What to work on> Return the lines where the word "index" occurs.

Collected data>
....................

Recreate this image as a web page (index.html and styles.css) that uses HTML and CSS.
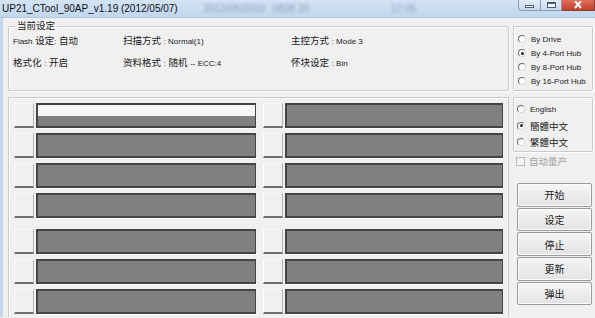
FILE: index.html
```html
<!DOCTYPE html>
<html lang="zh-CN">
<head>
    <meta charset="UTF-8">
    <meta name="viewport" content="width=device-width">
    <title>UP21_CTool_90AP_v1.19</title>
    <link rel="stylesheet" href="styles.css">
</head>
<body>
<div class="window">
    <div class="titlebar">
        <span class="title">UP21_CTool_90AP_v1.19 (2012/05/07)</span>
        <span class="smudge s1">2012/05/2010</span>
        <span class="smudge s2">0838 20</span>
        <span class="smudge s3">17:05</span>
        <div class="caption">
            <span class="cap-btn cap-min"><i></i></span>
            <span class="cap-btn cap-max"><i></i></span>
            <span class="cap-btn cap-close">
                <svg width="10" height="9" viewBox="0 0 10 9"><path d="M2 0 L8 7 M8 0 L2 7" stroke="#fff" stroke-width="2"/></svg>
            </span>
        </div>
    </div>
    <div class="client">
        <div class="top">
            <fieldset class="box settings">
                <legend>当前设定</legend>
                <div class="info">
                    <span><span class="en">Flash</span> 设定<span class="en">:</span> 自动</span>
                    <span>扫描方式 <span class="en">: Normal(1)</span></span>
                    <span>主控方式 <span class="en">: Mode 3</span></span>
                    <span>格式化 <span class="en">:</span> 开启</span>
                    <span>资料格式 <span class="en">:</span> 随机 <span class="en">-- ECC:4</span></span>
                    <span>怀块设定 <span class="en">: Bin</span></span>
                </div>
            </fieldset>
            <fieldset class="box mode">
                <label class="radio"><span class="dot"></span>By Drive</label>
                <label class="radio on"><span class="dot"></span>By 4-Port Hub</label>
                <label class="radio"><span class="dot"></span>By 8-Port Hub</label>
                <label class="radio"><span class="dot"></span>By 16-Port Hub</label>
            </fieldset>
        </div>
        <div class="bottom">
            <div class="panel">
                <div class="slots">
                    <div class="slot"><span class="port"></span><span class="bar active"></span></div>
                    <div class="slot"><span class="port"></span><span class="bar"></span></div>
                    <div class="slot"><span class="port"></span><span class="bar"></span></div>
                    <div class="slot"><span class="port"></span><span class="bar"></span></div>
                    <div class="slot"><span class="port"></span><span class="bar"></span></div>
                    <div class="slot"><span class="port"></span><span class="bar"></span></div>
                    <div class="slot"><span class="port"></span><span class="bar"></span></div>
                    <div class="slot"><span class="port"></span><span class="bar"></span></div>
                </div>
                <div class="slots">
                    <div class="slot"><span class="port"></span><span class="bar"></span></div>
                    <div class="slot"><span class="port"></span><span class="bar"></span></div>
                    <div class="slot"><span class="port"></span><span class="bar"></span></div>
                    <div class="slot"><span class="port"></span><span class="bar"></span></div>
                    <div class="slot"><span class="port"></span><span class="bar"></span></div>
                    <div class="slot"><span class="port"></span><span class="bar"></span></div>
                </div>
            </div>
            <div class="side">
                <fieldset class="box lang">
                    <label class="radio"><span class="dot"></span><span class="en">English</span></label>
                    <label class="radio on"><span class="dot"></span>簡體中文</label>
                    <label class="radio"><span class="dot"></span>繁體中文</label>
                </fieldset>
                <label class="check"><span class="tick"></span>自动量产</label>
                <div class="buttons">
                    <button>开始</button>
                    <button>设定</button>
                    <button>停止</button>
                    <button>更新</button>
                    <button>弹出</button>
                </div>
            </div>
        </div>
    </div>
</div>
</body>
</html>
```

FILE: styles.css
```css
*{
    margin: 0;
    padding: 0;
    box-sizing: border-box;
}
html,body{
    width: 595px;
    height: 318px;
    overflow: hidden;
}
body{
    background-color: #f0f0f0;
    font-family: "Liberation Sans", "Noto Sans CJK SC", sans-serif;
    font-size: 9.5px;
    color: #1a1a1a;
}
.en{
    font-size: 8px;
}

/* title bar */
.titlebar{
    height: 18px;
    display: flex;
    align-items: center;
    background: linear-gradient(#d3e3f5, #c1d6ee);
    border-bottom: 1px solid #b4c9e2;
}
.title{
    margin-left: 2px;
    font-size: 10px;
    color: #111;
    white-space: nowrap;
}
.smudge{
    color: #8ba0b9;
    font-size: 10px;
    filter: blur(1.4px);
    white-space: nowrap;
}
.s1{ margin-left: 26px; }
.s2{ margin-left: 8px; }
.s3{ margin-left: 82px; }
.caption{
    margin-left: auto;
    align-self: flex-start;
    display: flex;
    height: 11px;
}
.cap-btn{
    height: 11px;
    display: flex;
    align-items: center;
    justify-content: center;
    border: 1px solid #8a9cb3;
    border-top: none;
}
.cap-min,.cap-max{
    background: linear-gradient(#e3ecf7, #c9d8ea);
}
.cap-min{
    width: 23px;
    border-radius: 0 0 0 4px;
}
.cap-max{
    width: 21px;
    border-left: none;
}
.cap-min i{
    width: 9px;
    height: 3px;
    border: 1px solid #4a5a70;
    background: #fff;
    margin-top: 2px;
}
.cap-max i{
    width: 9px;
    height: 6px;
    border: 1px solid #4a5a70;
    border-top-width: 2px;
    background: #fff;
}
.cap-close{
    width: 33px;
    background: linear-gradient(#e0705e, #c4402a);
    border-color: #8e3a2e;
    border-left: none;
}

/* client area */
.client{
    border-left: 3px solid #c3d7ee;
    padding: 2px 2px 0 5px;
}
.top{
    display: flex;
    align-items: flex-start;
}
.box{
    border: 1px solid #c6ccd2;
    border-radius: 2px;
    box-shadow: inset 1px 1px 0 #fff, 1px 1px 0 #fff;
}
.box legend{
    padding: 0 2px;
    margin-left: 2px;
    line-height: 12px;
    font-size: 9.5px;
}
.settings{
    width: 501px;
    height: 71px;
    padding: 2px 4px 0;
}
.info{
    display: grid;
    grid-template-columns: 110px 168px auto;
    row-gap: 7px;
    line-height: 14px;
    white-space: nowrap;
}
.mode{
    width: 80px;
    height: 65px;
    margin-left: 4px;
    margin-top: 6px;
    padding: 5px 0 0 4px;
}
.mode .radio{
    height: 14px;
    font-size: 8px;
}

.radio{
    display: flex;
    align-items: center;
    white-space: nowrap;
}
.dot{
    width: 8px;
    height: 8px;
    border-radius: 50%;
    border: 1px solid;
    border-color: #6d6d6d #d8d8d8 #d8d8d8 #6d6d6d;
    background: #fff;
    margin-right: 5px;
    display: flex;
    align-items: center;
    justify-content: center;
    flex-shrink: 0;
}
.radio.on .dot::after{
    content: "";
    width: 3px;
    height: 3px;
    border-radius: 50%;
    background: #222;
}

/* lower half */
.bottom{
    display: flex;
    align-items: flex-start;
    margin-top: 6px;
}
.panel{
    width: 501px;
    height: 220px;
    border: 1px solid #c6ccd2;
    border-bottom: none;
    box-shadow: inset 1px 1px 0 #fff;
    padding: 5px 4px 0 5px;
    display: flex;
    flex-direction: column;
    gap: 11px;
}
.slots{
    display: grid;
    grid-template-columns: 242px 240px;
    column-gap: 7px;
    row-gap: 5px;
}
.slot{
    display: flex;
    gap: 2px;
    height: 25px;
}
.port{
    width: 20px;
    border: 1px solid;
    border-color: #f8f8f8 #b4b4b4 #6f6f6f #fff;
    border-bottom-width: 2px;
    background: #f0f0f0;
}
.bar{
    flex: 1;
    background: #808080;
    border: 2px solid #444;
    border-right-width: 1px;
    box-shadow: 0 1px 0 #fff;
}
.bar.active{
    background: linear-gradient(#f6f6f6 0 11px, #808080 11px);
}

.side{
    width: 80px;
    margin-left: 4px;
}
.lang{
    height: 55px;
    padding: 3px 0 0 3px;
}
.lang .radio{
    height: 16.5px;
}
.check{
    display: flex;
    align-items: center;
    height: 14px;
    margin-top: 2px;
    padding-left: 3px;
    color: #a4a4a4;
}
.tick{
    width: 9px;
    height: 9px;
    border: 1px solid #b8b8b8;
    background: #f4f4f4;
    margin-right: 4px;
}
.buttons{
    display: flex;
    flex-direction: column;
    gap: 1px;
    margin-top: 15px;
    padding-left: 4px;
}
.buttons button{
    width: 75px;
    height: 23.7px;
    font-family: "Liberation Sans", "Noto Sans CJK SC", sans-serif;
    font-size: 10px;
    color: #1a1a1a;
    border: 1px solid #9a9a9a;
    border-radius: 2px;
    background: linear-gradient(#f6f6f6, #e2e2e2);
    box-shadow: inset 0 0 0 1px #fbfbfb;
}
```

....................

Expected output>
Recreate this image as a web page (index.html and styles.css) that uses HTML and CSS.
FILE: index.html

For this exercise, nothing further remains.